### Your instructions:
Among the entries below, find the lines with "this" and copy them.

### Dataset:
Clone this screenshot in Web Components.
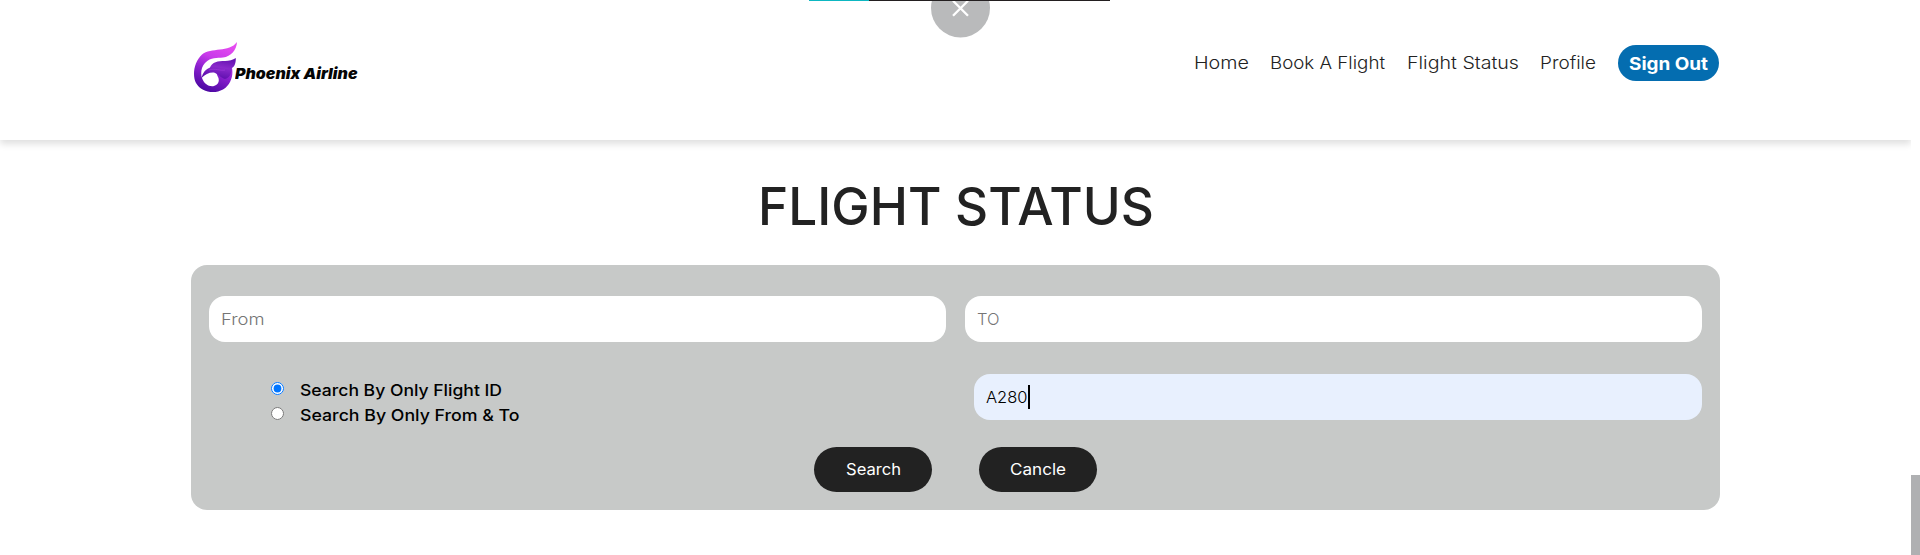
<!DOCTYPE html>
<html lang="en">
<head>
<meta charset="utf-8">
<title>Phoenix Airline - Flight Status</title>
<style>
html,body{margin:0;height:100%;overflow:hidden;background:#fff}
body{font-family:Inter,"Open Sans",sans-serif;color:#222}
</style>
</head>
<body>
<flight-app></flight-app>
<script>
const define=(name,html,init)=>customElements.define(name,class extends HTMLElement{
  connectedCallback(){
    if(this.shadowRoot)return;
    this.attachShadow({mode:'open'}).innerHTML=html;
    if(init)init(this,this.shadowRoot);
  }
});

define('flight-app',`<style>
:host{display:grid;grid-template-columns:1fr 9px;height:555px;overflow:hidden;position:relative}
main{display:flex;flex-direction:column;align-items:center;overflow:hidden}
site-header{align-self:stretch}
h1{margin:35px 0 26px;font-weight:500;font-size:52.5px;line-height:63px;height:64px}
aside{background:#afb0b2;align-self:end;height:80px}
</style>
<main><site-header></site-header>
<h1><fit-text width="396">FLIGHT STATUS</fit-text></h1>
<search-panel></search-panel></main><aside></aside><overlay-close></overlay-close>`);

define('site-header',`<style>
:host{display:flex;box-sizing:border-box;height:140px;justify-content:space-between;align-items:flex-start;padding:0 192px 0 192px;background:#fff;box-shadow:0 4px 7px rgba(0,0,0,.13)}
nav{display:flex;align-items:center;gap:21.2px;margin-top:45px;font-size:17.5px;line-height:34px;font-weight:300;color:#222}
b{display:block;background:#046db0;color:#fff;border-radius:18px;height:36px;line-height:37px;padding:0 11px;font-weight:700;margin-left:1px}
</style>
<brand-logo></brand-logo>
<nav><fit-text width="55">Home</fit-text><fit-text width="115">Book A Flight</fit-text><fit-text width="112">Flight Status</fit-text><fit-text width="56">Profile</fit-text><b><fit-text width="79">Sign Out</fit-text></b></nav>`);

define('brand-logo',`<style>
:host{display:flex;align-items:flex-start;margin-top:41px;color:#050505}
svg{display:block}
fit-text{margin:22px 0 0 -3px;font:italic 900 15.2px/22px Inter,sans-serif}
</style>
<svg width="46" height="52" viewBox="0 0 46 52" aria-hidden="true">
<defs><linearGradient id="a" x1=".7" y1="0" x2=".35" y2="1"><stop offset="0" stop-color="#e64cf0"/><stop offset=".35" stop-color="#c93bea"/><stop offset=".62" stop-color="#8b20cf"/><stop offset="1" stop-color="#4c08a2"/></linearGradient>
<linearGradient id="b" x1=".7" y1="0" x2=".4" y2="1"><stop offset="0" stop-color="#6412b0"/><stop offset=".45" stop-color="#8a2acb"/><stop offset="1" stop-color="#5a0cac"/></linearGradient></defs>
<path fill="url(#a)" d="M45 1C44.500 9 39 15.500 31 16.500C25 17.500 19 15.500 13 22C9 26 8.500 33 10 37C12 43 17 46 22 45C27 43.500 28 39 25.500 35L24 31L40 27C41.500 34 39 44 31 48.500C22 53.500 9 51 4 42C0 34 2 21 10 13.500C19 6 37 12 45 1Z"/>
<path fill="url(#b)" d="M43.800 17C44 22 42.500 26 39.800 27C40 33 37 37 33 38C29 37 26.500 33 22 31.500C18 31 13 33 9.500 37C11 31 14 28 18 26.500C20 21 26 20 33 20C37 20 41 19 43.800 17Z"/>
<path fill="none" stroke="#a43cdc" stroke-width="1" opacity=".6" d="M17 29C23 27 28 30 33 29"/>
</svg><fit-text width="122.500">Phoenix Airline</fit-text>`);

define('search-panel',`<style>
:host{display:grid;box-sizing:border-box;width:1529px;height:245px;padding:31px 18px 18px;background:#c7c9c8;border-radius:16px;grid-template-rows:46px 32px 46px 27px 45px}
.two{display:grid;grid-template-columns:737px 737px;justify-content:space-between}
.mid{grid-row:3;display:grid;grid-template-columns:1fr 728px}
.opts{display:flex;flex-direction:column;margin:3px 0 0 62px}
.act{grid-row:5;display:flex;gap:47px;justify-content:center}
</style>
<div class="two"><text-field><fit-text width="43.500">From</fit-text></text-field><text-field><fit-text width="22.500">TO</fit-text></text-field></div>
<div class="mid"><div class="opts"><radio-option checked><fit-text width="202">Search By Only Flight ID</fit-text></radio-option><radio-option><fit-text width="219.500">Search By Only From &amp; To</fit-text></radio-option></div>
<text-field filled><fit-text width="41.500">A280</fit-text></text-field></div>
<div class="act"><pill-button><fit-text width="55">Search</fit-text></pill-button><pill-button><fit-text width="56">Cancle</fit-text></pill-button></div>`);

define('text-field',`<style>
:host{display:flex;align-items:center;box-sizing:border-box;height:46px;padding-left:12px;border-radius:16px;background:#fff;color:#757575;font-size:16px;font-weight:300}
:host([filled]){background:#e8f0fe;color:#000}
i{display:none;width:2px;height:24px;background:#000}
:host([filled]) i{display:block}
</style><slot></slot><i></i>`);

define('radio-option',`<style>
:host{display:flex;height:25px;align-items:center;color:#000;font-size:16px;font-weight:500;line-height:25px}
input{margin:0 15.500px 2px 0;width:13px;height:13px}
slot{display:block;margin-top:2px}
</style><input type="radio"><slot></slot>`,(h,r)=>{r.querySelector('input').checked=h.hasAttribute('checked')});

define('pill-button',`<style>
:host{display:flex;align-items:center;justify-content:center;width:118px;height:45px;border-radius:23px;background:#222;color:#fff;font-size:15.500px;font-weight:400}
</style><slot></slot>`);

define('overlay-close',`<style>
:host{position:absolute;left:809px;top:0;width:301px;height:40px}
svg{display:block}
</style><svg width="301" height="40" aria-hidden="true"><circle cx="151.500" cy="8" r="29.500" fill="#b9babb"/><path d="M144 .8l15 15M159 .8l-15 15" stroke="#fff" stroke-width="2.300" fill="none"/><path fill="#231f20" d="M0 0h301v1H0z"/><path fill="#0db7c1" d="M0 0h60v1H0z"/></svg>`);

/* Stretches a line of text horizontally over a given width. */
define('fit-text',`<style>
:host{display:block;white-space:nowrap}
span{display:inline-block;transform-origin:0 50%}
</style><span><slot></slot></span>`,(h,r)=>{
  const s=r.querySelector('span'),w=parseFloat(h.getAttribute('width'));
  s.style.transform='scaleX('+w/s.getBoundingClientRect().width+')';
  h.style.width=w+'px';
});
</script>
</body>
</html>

---

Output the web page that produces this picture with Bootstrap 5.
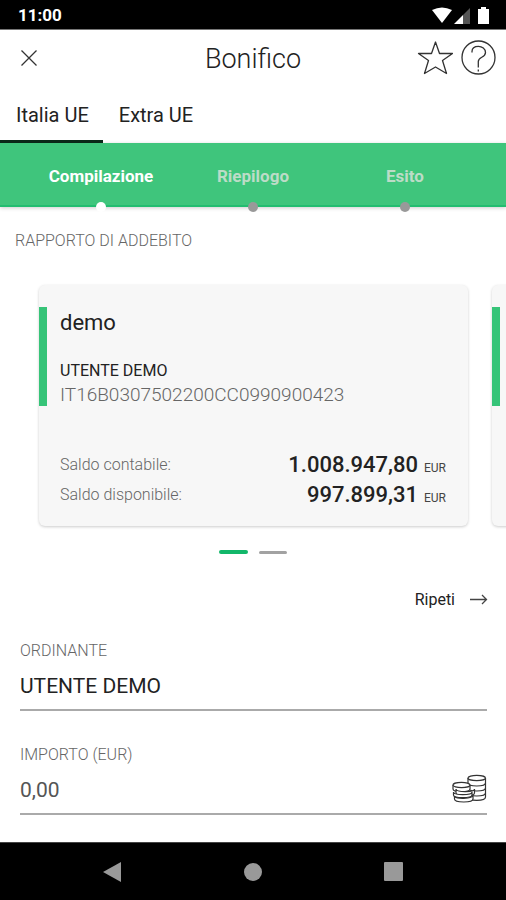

### Exercise result:
Clone this screenshot in Web Components.
    if(this.shadowRoot)return;
    this.attachShadow({mode:'open'}).innerHTML=html;
    if(init)init(this,this.shadowRoot);
Output the web page that produces this picture with Bootstrap 5.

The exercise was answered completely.